The way in which Miu stabbed Schuman shows his intent to kill, Anderson said.

“Nicolae stabbed him so hard, it cut clean through two ribs,” he said. “The wound was deeper than it was wide. He sliced Isaac’s heart. There’s no other intent when you stab somebody directly in the heart than to kill.”

Defense’s closing argument

Defense attorney Corey Chirafisi said Miu does not have to prove he acted in self-defense. The state has to prove beyond a reasonable doubt that Miu did not act in self-defense, “that his beliefs were unreasonable,” he said.

Chirafisi said the “drunk teenagers” testified that they could have passed Miu once he walked over to Coen, who was not part of their group. The teens “invented” that Miu said he was “looking for little girls,” Chirafisi said, noting how none of them said that in interviews with investigators.

Chirafisi said the video shows that as the teens began confronting Miu, he heads over to Coen, who “he believes to be a reasonable, rational adult.” Instead, Coen screams at Miu and “feels comfortable enough to put her hands on him for the first time and move him because, well, she’s queen of the river and she decides where people go. So she’s moving him. We know that.”

In the video, Chirafisi said, someone in the group is heard telling Miu, “’You got 10 seconds.’ It’s reasonable in our experiences as adults to take that as a threat, right?”

The video showed Miu being “knocked clean off his feet backwards into the water” by a punch to the jaw thrown by Dante Carlson, he said. And it shows that Carlson then “cracks him across the face” and Martin shoves him from behind — and Carlson “goes in for thirds and smacks Nic Miu in the face again.”

“At this point, after he’s been punched, slapped, pushed, slapped, he hasn’t stabbed anyone,” he said.

Chirafisi told jurors they have to consider Miu’s “reasonable belief that there is going to be an imminent interference with his person. … And I would submit to you, he does. He told you he did.”

Chirafisi asked jurors, when determining whether Miu believed he had to do what he did, “Why else would he do it? He either believed that or he just lost his mind, right? This 52-year-old engineer, who was married, just lost his mind that day. Those are the two options, I think, that you have on that.”
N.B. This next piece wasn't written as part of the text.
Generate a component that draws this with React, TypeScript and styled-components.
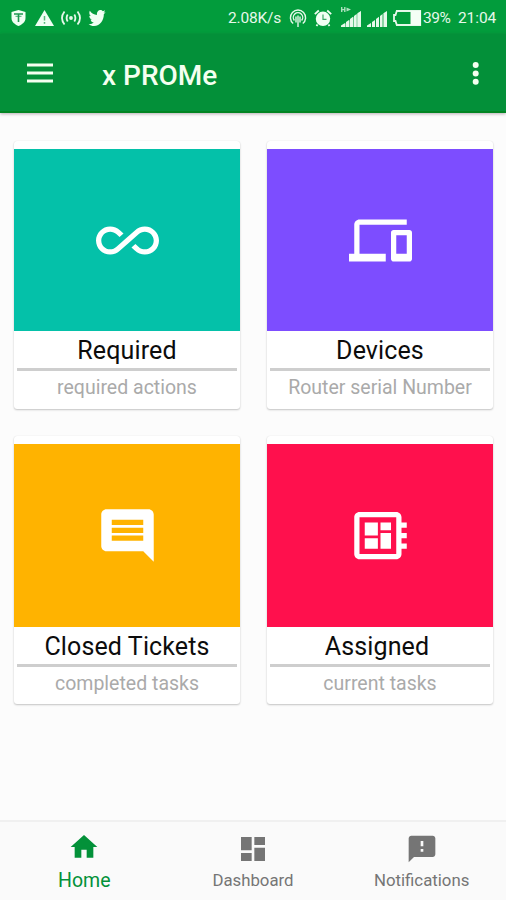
import React from "react";
import styled, { createGlobalStyle } from "styled-components";

const GlobalStyle = createGlobalStyle`
  * { box-sizing: border-box; }
  body { margin: 0; background: #fcfcfc; font-family: Roboto, "Noto Sans", sans-serif; }
`;

const Screen = styled.div`
  width: 506px;
  height: 900px;
  display: flex;
  flex-direction: column;
  overflow: hidden;
  background: #fcfcfc;
`;

const StatusBar = styled.div`
  height: 34px;
  flex: none;
  display: flex;
  align-items: center;
  padding: 1px 10px 0 10px;
  background: #029c3c;
  color: #e6f8ea;
`;

const StatusGroup = styled.div`
  display: flex;
  align-items: center;
`;

const Spacer = styled.div`
  flex: 1;
`;

const StatusText = styled.span<{ $width: number; $left?: number; $spacing?: number }>`
  width: ${(p) => p.$width}px;
  margin-left: ${(p) => p.$left ?? 0}px;
  font-size: 15.5px;
  line-height: 20px;
  letter-spacing: ${(p) => p.$spacing ?? 0}px;
  white-space: nowrap;
`;

const Glyph = styled.svg<{ $left?: number }>`
  display: block;
  flex: none;
  overflow: visible;
  margin-left: ${(p) => p.$left ?? 0}px;
`;

const AppBar = styled.header`
  height: 79px;
  flex: none;
  display: flex;
  align-items: center;
  padding: 0 23px 0 27px;
  background: #039039;
  border-bottom: 2px solid #028523;
  box-shadow: 0 1px 3px rgba(60, 30, 50, 0.35);
  color: #f4fff0;
`;

const IconButton = styled.button`
  display: flex;
  padding: 0;
  border: 0;
  background: none;
  color: inherit;
`;

const Title = styled.h1`
  flex: 1;
  margin: 7px 0 0 49px;
  font-size: 28px;
  line-height: 32px;
  font-weight: 500;
`;

const CardGrid = styled.main`
  flex: 1;
  display: grid;
  grid-template-columns: 226px 226px;
  grid-template-rows: 268px 268px;
  column-gap: 27px;
  row-gap: 27.2px;
  padding: 28px 14px 0;
`;

const Card = styled.article`
  display: flex;
  flex-direction: column;
  padding-top: 8px;
  border-radius: 3px;
  background: #fff;
  box-shadow: 0 1px 2px rgba(0, 0, 0, 0.22), 0 0 1px rgba(0, 0, 0, 0.1);
`;

const CardArt = styled.div<{ $color: string }>`
  height: 182.4px;
  flex: none;
  display: flex;
  align-items: center;
  justify-content: center;
  background: ${(p) => p.$color};
  color: #fff;
`;

const CardTitle = styled.h2<{ $inset?: number }>`
  height: 37px;
  margin: 0;
  padding-right: ${(p) => p.$inset ?? 0}px;
  font-size: 25px;
  line-height: 39px;
  font-weight: 400;
  text-align: center;
  color: #0c0c0c;
  letter-spacing: 0.12px;
`;

const Divider = styled.hr`
  width: 220px;
  height: 3px;
  margin: 0 auto;
  border: 0;
  background: #cecece;
`;

const CardText = styled.p`
  margin: 0;
  font-size: 19.5px;
  line-height: 34px;
  text-align: center;
  color: #aaa;
`;

const BottomNav = styled.nav`
  height: 80px;
  flex: none;
  display: grid;
  grid-template-columns: repeat(3, 1fr);
  background: #fafafa;
  border-top: 2px solid #f0f0f0;
`;

const NavItem = styled.button<{ $active?: boolean }>`
  display: flex;
  flex-direction: column;
  align-items: center;
  gap: ${(p) => (p.$active ? 5 : 2)}px;
  padding: ${(p) => (p.$active ? 9 : 11)}px 0 0;
  border: 0;
  background: none;
  font-family: inherit;
  font-size: ${(p) => (p.$active ? 19.5 : 16.8)}px;
  line-height: 26px;
  color: ${(p) => (p.$active ? "#039139" : "#757575")};
`;

const paths = {
  infinite:
    "M18.6 6.62c-1.44 0-2.8.56-3.77 1.53L12 10.66 10.48 12h.01L7.8 14.39c-.64.64-1.49.99-2.4.99-1.87 0-3.39-1.51-3.39-3.38S3.53 8.62 5.4 8.62c.91 0 1.76.35 2.44 1.03l1.13 1 1.51-1.34L9.22 8.2C8.2 7.18 6.84 6.62 5.4 6.62 2.42 6.62 0 9.04 0 12s2.42 5.38 5.4 5.38c1.44 0 2.8-.56 3.77-1.53l2.83-2.5.01.01L13.52 12h-.01l2.69-2.39c.64-.64 1.49-.99 2.4-.99 1.87 0 3.39 1.51 3.39 3.38s-1.52 3.38-3.39 3.38c-.9 0-1.76-.35-2.44-1.03l-1.14-1.01-1.51 1.34 1.27 1.12c1.02 1.01 2.37 1.57 3.82 1.57 2.98 0 5.4-2.41 5.4-5.38s-2.42-5.37-5.4-5.37z",
  devices:
    "M4 6h18V4H4c-1.1 0-2 .9-2 2v11H0v3h14v-3H4V6zm19 2h-6c-.55 0-1 .45-1 1v10c0 .55.45 1 1 1h6c.55 0 1-.45 1-1V9c0-.55-.45-1-1-1zm-1 9h-4v-7h4v7z",
  comment:
    "M21.99 4c0-1.1-.89-2-1.99-2H4c-1.1 0-2 .9-2 2v12c0 1.1.9 2 2 2h14l4 4-.01-18zM18 14H6v-2h12v2zm0-3H6V9h12v2zm0-3H6V6h12v2z",
  board:
    "M22 9V7h-2V5c0-1.1-.9-2-2-2H4c-1.1 0-2 .9-2 2v14c0 1.1.9 2 2 2h14c1.1 0 2-.9 2-2v-2h2v-2h-2v-2h2v-2h-2V9h2zm-4 10H4V5h14v14zM6 13h5v4H6zm6-6h4v3h-4zM6 7h5v5H6zm6 4h4v6h-4z",
  home: "M10 20v-6h4v6h5v-8h3L12 3 2 12h3v8z",
  dashboard: "M3 13h8V3H3v10zm0 8h8v-6H3v6zm10 0h8V11h-8v10zm0-18v6h8V3h-8z",
  feedback:
    "M20 2H4c-1.1 0-1.99.9-1.99 2L2 22l4-4h14c1.1 0 2-.9 2-2V4c0-1.1-.9-2-2-2zm-7 12h-2v-2h2v2zm0-4h-2V6h2v4z",
  bird: "M22.46 6c-.77.35-1.6.58-2.46.69.88-.53 1.56-1.37 1.88-2.38-.83.5-1.75.85-2.72 1.05C18.37 4.5 17.26 4 16 4c-2.35 0-4.27 1.92-4.27 4.29 0 .34.04.67.11.98C8.28 9.09 5.11 7.38 3 4.79c-.37.63-.58 1.37-.58 2.15 0 1.49.75 2.81 1.91 3.56-.71 0-1.37-.2-1.95-.5v.03c0 2.08 1.48 3.82 3.44 4.21a4.22 4.22 0 0 1-1.93.07 4.28 4.28 0 0 0 4 2.98 8.521 8.521 0 0 1-5.33 1.84c-.34 0-.68-.02-1.02-.06C3.44 20.29 5.7 21 8.12 21 16 21 20.33 14.46 20.33 8.79c0-.19 0-.37-.01-.56.84-.6 1.56-1.36 2.14-2.23z",
};

function MaterialIcon({ name, size }: { name: keyof typeof paths; size: number }) {
  return (
    <Glyph width={size} height={size} viewBox="0 0 24 24" fill="currentColor">
      <path d={paths[name]} />
    </Glyph>
  );
}

function Signal({ left, fast }: { left: number; fast?: boolean }) {
  return (
    <Glyph $left={left} width="20" height="20" viewBox="0 0 20 20" fill="currentColor">
      {fast && <path d="M0 19 20 3v16z" opacity=".45" />}
      <path d="M0 19v-1.5L4 15v4zM5 19v-5l3-2v7zM9 19v-8l3-2.2V19zM13 19V8l2.6-2v13zM16.4 19V5.2L20 3v16z" />
      {fast && <path d="M0-1h1.4v2h1.7v-2h1.4v5H3.1V2.2H1.4V4H0zM5.5-.5 10 1.5 5.5 3.5z" opacity=".75" />}
    </Glyph>
  );
}

const cards = [
  { title: "Required", text: "required actions", color: "#04c1a9", icon: "infinite", inset: 0 },
  { title: "Devices", text: "Router serial Number", color: "#7d4dff", icon: "devices", inset: 0 },
  { title: "Closed Tickets", text: "completed tasks", color: "#ffb300", icon: "comment", inset: 0 },
  { title: "Assigned", text: "current tasks", color: "#ff104d", icon: "board", inset: 6 },
] as const;

export default function App() {
  return (
    <Screen>
      <GlobalStyle />
      <StatusBar>
        <StatusGroup>
          <Glyph $left={1} width="15" height="16" viewBox="0 0 15 16">
            <path d="M7.5 0 14.5 2v6c0 4-3.4 6.5-7 8C3.9 14.5.5 12 .5 8V2z" fill="#f0fff3" />
            <path d="M3 4h9M7.5 4v8" stroke="#1b9950" strokeWidth="1.6" />
            <path d="M4.5 6.3h6" stroke="#1b9950" strokeWidth="0.8" />
          </Glyph>
          <Glyph $left={9} width="19" height="16" viewBox="0 0 19 16">
            <path d="M9.5 0 19 16H0z" fill="#f0fff3" />
            <path d="M9.5 6v4.5M9.5 12v1.8" stroke="#56b87b" strokeWidth="1.5" />
          </Glyph>
          <Glyph $left={7} width="20" height="16" viewBox="0 0 20 16" fill="none" stroke="currentColor" strokeWidth="1.8">
            <circle cx="10" cy="8" r="1.9" fill="currentColor" stroke="none" />
            <path d="M6.7 4.5q-2.2 3.5 0 7M13.3 4.5q2.2 3.5 0 7M3.5 1.5q-5 6.5 0 13M16.5 1.5q5 6.5 0 13" />
          </Glyph>
          <Glyph $left={8} width="17" height="16" viewBox="2 4 21 17" preserveAspectRatio="none" fill="#f0fff3">
            <path d={paths.bird} />
          </Glyph>
        </StatusGroup>
        <Spacer />
        <StatusGroup>
          <StatusText $width={63} $spacing={-0.2}>2.08K/s</StatusText>
          <Glyph $left={-2} width="18" height="18" viewBox="0 0 18 18" fill="none" stroke="currentColor" strokeWidth="1.4">
            <path d="M4.2 14.5A7.6 7.6 0 1 1 13.8 14.5M5.4 11.5A4.7 4.7 0 1 1 12.6 11.5M9 6.5v11.5M7 7.5v6M11 7.5v6" />
          </Glyph>
          <Glyph $left={7} width="18" height="18" viewBox="0 0 18 18">
            <circle cx="9" cy="9.8" r="7.2" fill="#f0fff3" />
            <path d="M.8 5.2 4.8 1.5M17.2 5.2 13.2 1.5M3.5 15.5 2.5 17M14.5 15.5l1 1.5" stroke="#f0fff3" strokeWidth="1.8" />
            <path d="M9 5.5v4.8h3.5" fill="none" stroke="#3ba866" strokeWidth="1.2" />
          </Glyph>
          <Signal left={9} fast />
          <Signal left={6} />
          <Glyph $left={6} width="28" height="16" viewBox="0 0 28 16">
            <path d="M3.8 1h23.4v14H3.8L2.5 11H1V5h1.5z" fill="none" stroke="currentColor" strokeWidth="1.8" />
            <path d="M17.5 1H28v14H17.5z" fill="#f4fff5" />
          </Glyph>
          <StatusText $width={35} $left={2} $spacing={-0.4}>39%</StatusText>
          <StatusText $width={38} $spacing={-0.1}>21:04</StatusText>
        </StatusGroup>
      </StatusBar>

      <AppBar>
        <IconButton aria-label="Menu">
          <Glyph width="26" height="20" viewBox="0 0 26 20" fill="currentColor">
            <path d="M0 .5h26v3H0zM0 8.5h26v3H0zM0 16.5h26v3H0z" />
          </Glyph>
        </IconButton>
        <Title>x PROMe</Title>
        <IconButton aria-label="More options">
          <Glyph width="15" height="24" viewBox="0 0 15 24" fill="currentColor">
            <circle cx="7.7" cy="4" r="3" />
            <circle cx="7.7" cy="12.4" r="3" />
            <circle cx="7.7" cy="20.8" r="3" />
          </Glyph>
        </IconButton>
      </AppBar>

      <CardGrid>
        {cards.map((card) => (
          <Card key={card.title}>
            <CardArt $color={card.color}>
              <MaterialIcon name={card.icon} size={63} />
            </CardArt>
            <CardTitle $inset={card.inset}>{card.title}</CardTitle>
            <Divider />
            <CardText>{card.text}</CardText>
          </Card>
        ))}
      </CardGrid>

      <BottomNav>
        <NavItem $active>
          <MaterialIcon name="home" size={32} />
          Home
        </NavItem>
        <NavItem>
          <MaterialIcon name="dashboard" size={32} />
          Dashboard
        </NavItem>
        <NavItem>
          <MaterialIcon name="feedback" size={32} />
          Notifications
        </NavItem>
      </BottomNav>
    </Screen>
  );
}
The question on intent is “mental purpose,” Chirafisi said. “Can you watch that video and say that Nic Miu’s mental purpose is to kill Isaac Schuman? Or is his mental purpose to get another person off of him. You get to decide that.”

And Chirafisi addressed the state’s added charges. “Maybe it was intentional. Well, maybe not. Maybe it was reckless. Pick a theory. Don’t let them just throw things against the wall and hope that you guys let something stick,” he said.

State’s rebuttal

Assistant District Attorney Brian Smestad delivered the state’s rebuttal, focusing on Miu’s lies that he told during his interview with Lt. Brandie Hart of the St. Croix County sheriff’s office four hours after the stabbings. Namely, when Miu told Hart that Schuman’s group tried to pull down his swim trunks early in the confrontation and when he said he didn’t have a knife and that he took the murder weapon from a tuber.

“His testimony was a disaster,” Smestad said. “He got caught in several lies on the stand.”

Smestad asked jurors to return a “just verdict of guilty and deliver justice to Isaac Schuman and everybody else who got hurt by this man.”